## begin Available data
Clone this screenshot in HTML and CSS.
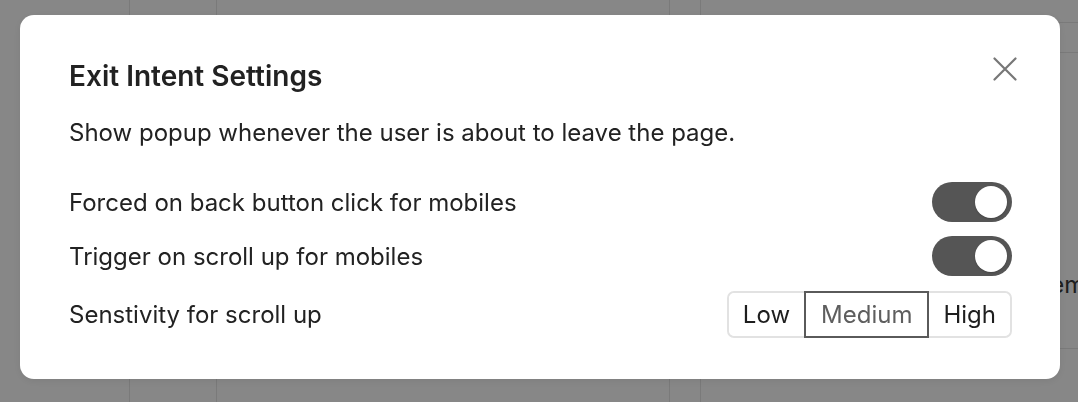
FILE: index.html
```html
<!DOCTYPE html>
<html lang="en">
<head>
<meta charset="utf-8">
<title>Exit Intent Settings</title>
<link rel="stylesheet" href="styles.css">
</head>
<body>
<div class="page">
  <div class="col col-a"></div>
  <div class="col col-b"></div>
  <div class="col col-c"></div>
  <div class="col col-d"></div>
  <div class="col col-e">
    <div class="e-row e-top"></div>
    <div class="e-row e-head"></div>
    <div class="e-body"><span class="e-text">Element</span></div>
    <div class="e-row e-foot"></div>
  </div>
</div>
<div class="overlay">
  <div class="modal">
    <div class="modal-head">
      <h2 class="title">Exit Intent Settings</h2>
      <button class="close" aria-label="Close">
        <svg width="24" height="24" viewBox="0 0 24 24" fill="none" stroke="#777777" stroke-width="2.2" stroke-linecap="round"><path d="M1.5 1.5L22.5 22.5M22.5 1.5L1.5 22.5"/></svg>
      </button>
    </div>
    <p class="desc">Show popup whenever the user is about to leave the page.</p>
    <div class="rows">
      <div class="row">
        <span class="label">Forced on back button click for mobiles</span>
        <span class="toggle on"><span class="knob"></span></span>
      </div>
      <div class="row">
        <span class="label">Trigger on scroll up for mobiles</span>
        <span class="toggle on"><span class="knob"></span></span>
      </div>
      <div class="row row-last">
        <span class="label">Senstivity for scroll up</span>
        <div class="segmented">
          <button class="seg">Low</button>
          <button class="seg active">Medium</button>
          <button class="seg">High</button>
        </div>
      </div>
    </div>
  </div>
</div>
</body>
</html>
```
FILE: styles.css
```css
* { box-sizing: border-box; }
html, body { margin: 0; padding: 0; }
body {
  width: 1078px;
  height: 402px;
  overflow: hidden;
  font-family: Inter, "Noto Sans", sans-serif;
  background: #ffffff;
  color: #222;
}
.page {
  display: flex;
  height: 402px;
}
.col { height: 100%; }
.col-a { width: 130px; border-right: 1px solid #e6e6e6; }
.col-b { width: 87px; border-right: 1px solid #e6e6e6; }
.col-c { width: 453px; border-right: 1px solid #e6e6e6; }
.col-d { width: 31px; border-right: 1px solid #e6e6e6; }
.col-e { flex: 1; display: flex; flex-direction: column; overflow: hidden; }
.e-top { height: 23px; border-bottom: 1px solid #e6e6e6; }
.e-head { height: 30px; border-bottom: 1px solid #e6e6e6; }
.e-body {
  height: 296px;
  border-bottom: 1px solid #e6e6e6;
  display: flex;
  align-items: flex-start;
  padding: 216px 0 0 329px;
  white-space: nowrap;
}
.e-text { font-size: 24px; line-height: 32px; color: #3a3a3a; }
.overlay {
  position: fixed;
  inset: 0;
  background: rgba(0, 0, 0, 0.47);
  padding: 15px 18px 23px 20px;
}
.modal {
  width: 1040px;
  height: 364px;
  background: #fff;
  border-radius: 14px;
  padding: 43px 48px 0 49px;
  box-shadow: 0 2px 8px rgba(0,0,0,0.08);
}
.modal-head {
  display: flex;
  justify-content: space-between;
  align-items: flex-start;
}
.title {
  margin: 0;
  font-size: 28px;
  font-weight: 600;
  line-height: 36px;
  color: #222;
}
.close {
  border: 0;
  background: none;
  padding: 0;
  margin: -1px -5px 0 0;
  width: 24px;
  height: 24px;
  cursor: pointer;
}
.close svg { display: block; }
.desc {
  margin: 23px 0 0;
  font-size: 24px;
  line-height: 32px;
  color: #222;
}
.rows {
  margin-top: 33px;
  display: flex;
  flex-direction: column;
  gap: 14px;
}
.row {
  display: flex;
  justify-content: space-between;
  align-items: center;
  min-height: 40px;
}
.row-last { margin-top: 1px; }
.label {
  font-size: 24px;
  color: #222;
}
.toggle {
  width: 80px;
  height: 40px;
  border-radius: 20px;
  background: #555555;
  display: flex;
  align-items: center;
  justify-content: flex-end;
  padding: 0 5px;
}
.knob {
  width: 32px;
  height: 32px;
  border-radius: 50%;
  background: #fff;
  box-shadow: 0 1px 2px rgba(0,0,0,0.2);
}
.segmented {
  display: flex;
  border: 2px solid #e2e2e2;
  border-radius: 7px;
  height: 47px;
}
.seg {
  font-family: inherit;
  font-size: 24px;
  background: #fff;
  border: 0;
  color: #1e1e1e;
  padding: 0 14px;
  height: 100%;
  border-radius: 6px;
}
.seg.active {
  border: 2px solid #5a5a5a;
  border-radius: 0;
  color: #5e5e5e;
  margin: -2px 0;
  height: calc(100% + 4px);
  padding: 0 15px;
}
```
## end Available data
All the material shown above is to be copied exactly, with no pictures carried over.

Clone this screenshot in HTML and CSS.
FILE: index.html
```html
<!DOCTYPE html>
<html lang="en">
<head>
<meta charset="utf-8">
<title>Exit Intent Settings</title>
<link rel="stylesheet" href="styles.css">
</head>
<body>
<div class="page">
  <div class="col col-a"></div>
  <div class="col col-b"></div>
  <div class="col col-c"></div>
  <div class="col col-d"></div>
  <div class="col col-e">
    <div class="e-row e-top"></div>
    <div class="e-row e-head"></div>
    <div class="e-body"><span class="e-text">Element</span></div>
    <div class="e-row e-foot"></div>
  </div>
</div>
<div class="overlay">
  <div class="modal">
    <div class="modal-head">
      <h2 class="title">Exit Intent Settings</h2>
      <button class="close" aria-label="Close">
        <svg width="24" height="24" viewBox="0 0 24 24" fill="none" stroke="#777777" stroke-width="2.2" stroke-linecap="round"><path d="M1.5 1.5L22.5 22.5M22.5 1.5L1.5 22.5"/></svg>
      </button>
    </div>
    <p class="desc">Show popup whenever the user is about to leave the page.</p>
    <div class="rows">
      <div class="row">
        <span class="label">Forced on back button click for mobiles</span>
        <span class="toggle on"><span class="knob"></span></span>
      </div>
      <div class="row">
        <span class="label">Trigger on scroll up for mobiles</span>
        <span class="toggle on"><span class="knob"></span></span>
      </div>
      <div class="row row-last">
        <span class="label">Senstivity for scroll up</span>
        <div class="segmented">
          <button class="seg">Low</button>
          <button class="seg active">Medium</button>
          <button class="seg">High</button>
        </div>
      </div>
    </div>
  </div>
</div>
</body>
</html>
```
FILE: styles.css
```css
* { box-sizing: border-box; }
html, body { margin: 0; padding: 0; }
body {
  width: 1078px;
  height: 402px;
  overflow: hidden;
  font-family: Inter, "Noto Sans", sans-serif;
  background: #ffffff;
  color: #222;
}
.page {
  display: flex;
  height: 402px;
}
.col { height: 100%; }
.col-a { width: 130px; border-right: 1px solid #e6e6e6; }
.col-b { width: 87px; border-right: 1px solid #e6e6e6; }
.col-c { width: 453px; border-right: 1px solid #e6e6e6; }
.col-d { width: 31px; border-right: 1px solid #e6e6e6; }
.col-e { flex: 1; display: flex; flex-direction: column; overflow: hidden; }
.e-top { height: 23px; border-bottom: 1px solid #e6e6e6; }
.e-head { height: 30px; border-bottom: 1px solid #e6e6e6; }
.e-body {
  height: 296px;
  border-bottom: 1px solid #e6e6e6;
  display: flex;
  align-items: flex-start;
  padding: 216px 0 0 329px;
  white-space: nowrap;
}
.e-text { font-size: 24px; line-height: 32px; color: #3a3a3a; }
.overlay {
  position: fixed;
  inset: 0;
  background: rgba(0, 0, 0, 0.47);
  padding: 15px 18px 23px 20px;
}
.modal {
  width: 1040px;
  height: 364px;
  background: #fff;
  border-radius: 14px;
  padding: 43px 48px 0 49px;
  box-shadow: 0 2px 8px rgba(0,0,0,0.08);
}
.modal-head {
  display: flex;
  justify-content: space-between;
  align-items: flex-start;
}
.title {
  margin: 0;
  font-size: 28px;
  font-weight: 600;
  line-height: 36px;
  color: #222;
}
.close {
  border: 0;
  background: none;
  padding: 0;
  margin: -1px -5px 0 0;
  width: 24px;
  height: 24px;
  cursor: pointer;
}
.close svg { display: block; }
.desc {
  margin: 23px 0 0;
  font-size: 24px;
  line-height: 32px;
  color: #222;
}
.rows {
  margin-top: 33px;
  display: flex;
  flex-direction: column;
  gap: 14px;
}
.row {
  display: flex;
  justify-content: space-between;
  align-items: center;
  min-height: 40px;
}
.row-last { margin-top: 1px; }
.label {
  font-size: 24px;
  color: #222;
}
.toggle {
  width: 80px;
  height: 40px;
  border-radius: 20px;
  background: #555555;
  display: flex;
  align-items: center;
  justify-content: flex-end;
  padding: 0 5px;
}
.knob {
  width: 32px;
  height: 32px;
  border-radius: 50%;
  background: #fff;
  box-shadow: 0 1px 2px rgba(0,0,0,0.2);
}
.segmented {
  display: flex;
  border: 2px solid #e2e2e2;
  border-radius: 7px;
  height: 47px;
}
.seg {
  font-family: inherit;
  font-size: 24px;
  background: #fff;
  border: 0;
  color: #1e1e1e;
  padding: 0 14px;
  height: 100%;
  border-radius: 6px;
}
.seg.active {
  border: 2px solid #5a5a5a;
  border-radius: 0;
  color: #5e5e5e;
  margin: -2px 0;
  height: calc(100% + 4px);
  padding: 0 15px;
}
```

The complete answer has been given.